* Directions
From the listing below, copy word for word every line starting at the one that includes "Emit a component" and ending at the one that includes "3q4 10-1 18l-7-3q0-9"; the pictures are omitted.

+===+

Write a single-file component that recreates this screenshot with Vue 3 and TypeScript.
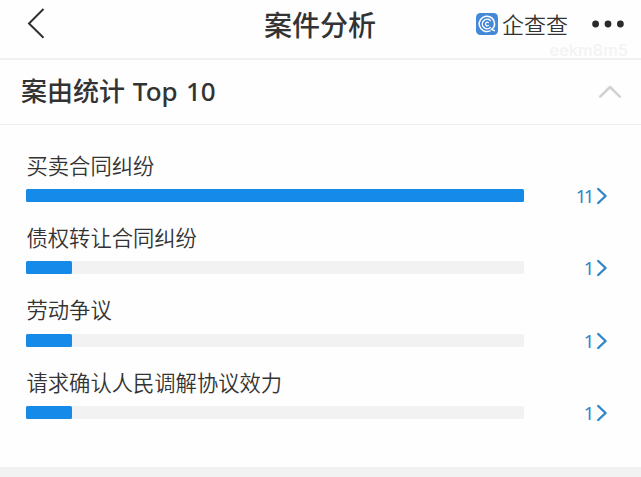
<script setup lang="ts">
interface CauseItem {
  name: string
  count: number
  width: number
}

const causes: CauseItem[] = [
  { name: '买卖合同纠纷', count: 11, width: 100 },
  { name: '债权转让合同纠纷', count: 1, width: 9.2 },
  { name: '劳动争议', count: 1, width: 9.2 },
  { name: '请求确认人民调解协议效力', count: 1, width: 9.2 },
]
</script>

<template>
  <main class="page">
    <header class="navbar">
      <svg class="back" width="20" height="32" viewBox="0 0 20 32">
        <path d="M17.5 1 L3 15.5 L17.5 29.8" fill="none" stroke="#303030" stroke-width="2" />
      </svg>
      <h1 class="title">案件分析</h1>
      <div class="brand">
        <svg width="22" height="22" viewBox="0 0 22 22">
          <rect width="22" height="22" rx="4.5" fill="#4488d8" />
          <g fill="none" stroke="#fff" stroke-linecap="round">
            <path d="M14 17.9 A7.7 7.7 0 1 1 18.6 11 Q18.5 14.5 15.6 16.4 L18.4 17.6" stroke-width="1.5" />
            <path d="M14.3 7.6 A4.7 4.7 0 1 0 14.3 14.4" stroke-width="1.4" />
            <path d="M12.4 9.6 A1.8 1.8 0 1 0 12.4 12.4" stroke-width="1.2" />
          </g>
        </svg>
        <span class="brand-name">企查查</span>
      </div>
      <svg class="more" width="32" height="8" viewBox="0 0 32 8">
        <g fill="#2b2b2b">
          <circle cx="3.6" cy="4" r="3.4" />
          <circle cx="16" cy="4" r="3.4" />
          <circle cx="28.4" cy="4" r="3.4" />
        </g>
      </svg>
      <span class="watermark">eekm8m5</span>
    </header>

    <section class="section-head">
      <h2 class="section-title">案由统计 <span class="latin">Top 10</span></h2>
      <svg width="24" height="16" viewBox="0 0 24 16">
        <path d="M2.2 12.6 L12 3 L21.8 12.6" fill="none" stroke="#d2d2d2" stroke-width="2.6" stroke-linecap="round" stroke-linejoin="round" />
      </svg>
    </section>

    <ul class="list">
      <li v-for="item in causes" :key="item.name" class="item">
        <div class="name">{{ item.name }}</div>
        <div class="row">
          <div class="track">
            <div class="fill" :style="{ width: item.width + '%' }"></div>
          </div>
          <span class="count">{{ item.count }}</span>
          <svg class="arrow" width="12" height="18" viewBox="0 0 12 18">
            <path d="M2.2 2 L9.6 9 L2.2 16" fill="none" stroke="#2f86c9" stroke-width="2.4" stroke-linecap="round" stroke-linejoin="round" />
          </svg>
        </div>
      </li>
    </ul>
    <footer class="gap"></footer>
  </main>
</template>

<style>
body {
  background: #fff;
}
</style>

<style scoped>
.page {
  display: flex;
  flex-direction: column;
  width: 641px;
  height: 477px;
  overflow: hidden;
  background: #fefefe;
  color: #333;
  font-family: "Noto Sans CJK SC", sans-serif;
}
.navbar {
  position: relative;
  box-sizing: border-box;
  display: flex;
  align-items: center;
  height: 60px;
  padding: 0 17px 11px 26px;
  border-bottom: 2px solid #f1f1f1;
}
.back {
  flex: none;
}
.title {
  flex: none;
  margin: 0 0 0 218px;
  font-size: 28px;
  line-height: 40px;
  font-weight: 500;
}
.brand {
  display: flex;
  align-items: center;
  gap: 4px;
  margin-left: auto;
}
.brand-name {
  margin-top: -2px;
  font-size: 22px;
  line-height: 30px;
  font-weight: 350;
}
.more {
  margin-left: 24px;
}
.watermark {
  position: absolute;
  right: 13px;
  top: 41px;
  font: 500 16.5px/18px Inter, sans-serif;
  color: #f3f3f3;
}
.section-head {
  box-sizing: border-box;
  display: flex;
  align-items: center;
  justify-content: space-between;
  height: 65px;
  padding: 0 19px 0 21px;
  border-bottom: 1px solid #eee;
}
.section-title {
  margin: -3px 0 0;
  font-size: 26px;
  line-height: 38px;
  font-weight: 500;
}
.latin {
  margin-left: 2px;
  font-family: "Noto Sans", sans-serif;
  font-size: 26px;
  word-spacing: 1.5px;
}
.list {
  flex: 1;
  margin: 0;
  padding: 22.6px 33px 0 26px;
  list-style: none;
}
.item {
  height: 72.33px;
}
.name {
  height: 34px;
  padding-left: 0.5px;
  font-size: 21.3px;
  line-height: 33px;
  font-weight: 350;
}
.row {
  display: flex;
  align-items: center;
  height: 28px;
}
.track {
  width: 498.4px;
  height: 13px;
  border-radius: 1.5px;
  background: #f2f2f2;
}
.fill {
  height: 100%;
  border-radius: 1.5px;
  background: #168ae8;
}
.count {
  margin: 1px 0 0 auto;
  font-family: "Noto Sans", sans-serif;
  font-size: 18.5px;
  letter-spacing: -2.4px;
  line-height: 24px;
  color: #2f86c9;
}
.arrow {
  margin: 1px 0 0 4px;
}
.gap {
  height: 10px;
  background: #f2f2f2;
}
</style>
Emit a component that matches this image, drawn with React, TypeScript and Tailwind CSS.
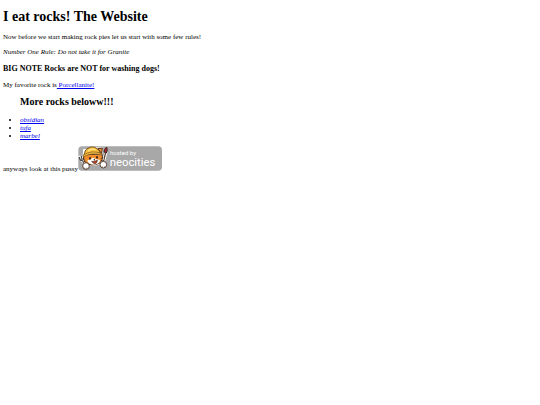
const rocks = ['obsidian', 'tufa', 'marbel']

function NeocitiesBadge() {
  return (
    <svg viewBox="0 0 252 75" className="h-[25px] w-[84px]" role="img" aria-label="hosted by neocities">
      <rect x="1" y="1" width="251" height="73" rx="11" fill="#a8a8a8" />

      {/* fork */}
      <g fill="none" strokeLinecap="round" strokeLinejoin="round">
        <path d="M5 33l5 9 8-8M12 42l10 15" stroke="#fff" strokeWidth="8" />
        <path d="M4 34q2 11 9 9q7-3 4-11M10 32l3 10l10 16" stroke="#454545" strokeWidth="4" />
      </g>

      {/* paintbrush */}
      <path d="M84 20L72 62" stroke="#fff" strokeWidth="9" strokeLinecap="round" />
      <path d="M83 20L73 60" stroke="#5b4635" strokeWidth="4" strokeLinecap="round" />
      <path d="M86 3q4 10-1 18l-7-3q0-9 8-15z" fill="#a3292c" stroke="#4b2422" strokeWidth="3" />

      {/* cat */}
      <path d="M16 25L17 10l14 2Q41-1 58 6l16-1-1 18q7 22-8 31-19 9-40 0-15-10-9-29z" fill="#fff" stroke="#fff" strokeWidth="3" />
      <path d="M18 26q-6 15 5 24 17 13 41 2 13-9 8-28z" fill="#f08d2c" stroke="#49301c" strokeWidth="3" />
      <path d="M44 35q-6 6-16 8 2 12 19 13 16 0 20-14-11-1-23-7z" fill="#fff" />
      <path d="M60 8l13-2-2 18z" fill="#f08d2c" stroke="#49301c" strokeWidth="3" strokeLinejoin="round" />
      <path d="M20 27q-2-14 10-20 15-9 27 1 9 6 10 14-21-7-47 5z" fill="#f7bd35" stroke="#79501e" strokeWidth="3" />
      <path d="M15 28q27-18 56-5l1 5q-29-11-56 5z" fill="#f8c340" stroke="#79501e" strokeWidth="2" />
      <path d="M29 16q9-9 24-5" stroke="#ffe486" strokeWidth="4" fill="none" />
      <ellipse cx="36" cy="37" rx="3" ry="4" fill="#38251d" />
      <ellipse cx="57" cy="34" rx="3" ry="4" fill="#38251d" />
      <path d="M46 39h6l-3 4z" fill="#38251d" />
      <path d="M41 46q5 2 8-2 5 3 9-2 0 10-7 11-6 0-10-7z" fill="#b94332" stroke="#49301c" strokeWidth="2" />
      <path d="M21 40l-8-2M22 45l-9 3M68 38l8-3M68 43l8 1" stroke="#49301c" strokeWidth="2" />

      {/* paws */}
      <circle cx="24" cy="60" r="10" fill="#fff" stroke="#554035" strokeWidth="3" />
      <circle cx="76" cy="56" r="10" fill="#fff" stroke="#554035" strokeWidth="3" />
      <path d="M20 65v3M26 65v3M73 61v3M79 61v3" stroke="#655047" strokeWidth="2" />

      <g fill="#fff" fontFamily="Roboto, Open Sans, sans-serif">
        <text x="96" y="27" fontSize="18">hosted by</text>
        <text x="95" y="59" fontSize="34">neocities</text>
      </g>
    </svg>
  )
}

export default function App() {
  return (
    <main className="bg-white px-[3px] pt-[9px] font-['Liberation_Serif',serif] text-[7px] leading-[8px] text-black">
      <h1 className="mb-2 text-[14px] leading-4 font-bold">I eat rocks! The Website</h1>
      <p className="mb-[7px]">Now before we start making rock pies let us start with some few rules!</p>
      <p className="mb-2 italic">Number One Rule: Do not take it for Granite</p>
      <h3 className="mb-2 text-[8px] leading-[9px] font-bold">BIG NOTE Rocks are NOT for washing dogs!</h3>
      <p className="mb-[7px]">
        My favorite rock is
        <a href="#porcellanite" className="text-[#0000ee] underline"> Porcellanite!</a>
      </p>
      <h2 className="mb-2 pl-[17px] text-[10px] leading-3 font-bold">More rocks beloww!!!</h2>
      <ul className="mb-[6px] list-disc pl-[17px]">
        {rocks.map((rock) => (
          <li key={rock}>
            <a href={`#${rock}`} className="text-[#0000ee] italic underline">{rock}</a>
          </li>
        ))}
      </ul>
      <div className="flex items-baseline">
        <span>anyways look at this pussy</span>
        <a href="#neocities">
          <NeocitiesBadge />
        </a>
      </div>
    </main>
  )
}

+===+

* Result
Emit a component that matches this image, drawn with React, TypeScript and Tailwind CSS.
const rocks = ['obsidian', 'tufa', 'marbel']

function NeocitiesBadge() {
  return (
    <svg viewBox="0 0 252 75" className="h-[25px] w-[84px]" role="img" aria-label="hosted by neocities">
      <rect x="1" y="1" width="251" height="73" rx="11" fill="#a8a8a8" />

      {/* fork */}
      <g fill="none" strokeLinecap="round" strokeLinejoin="round">
        <path d="M5 33l5 9 8-8M12 42l10 15" stroke="#fff" strokeWidth="8" />
        <path d="M4 34q2 11 9 9q7-3 4-11M10 32l3 10l10 16" stroke="#454545" strokeWidth="4" />
      </g>

      {/* paintbrush */}
      <path d="M84 20L72 62" stroke="#fff" strokeWidth="9" strokeLinecap="round" />
      <path d="M83 20L73 60" stroke="#5b4635" strokeWidth="4" strokeLinecap="round" />
      <path d="M86 3q4 10-1 18l-7-3q0-9 8-15z" fill="#a3292c" stroke="#4b2422" strokeWidth="3" />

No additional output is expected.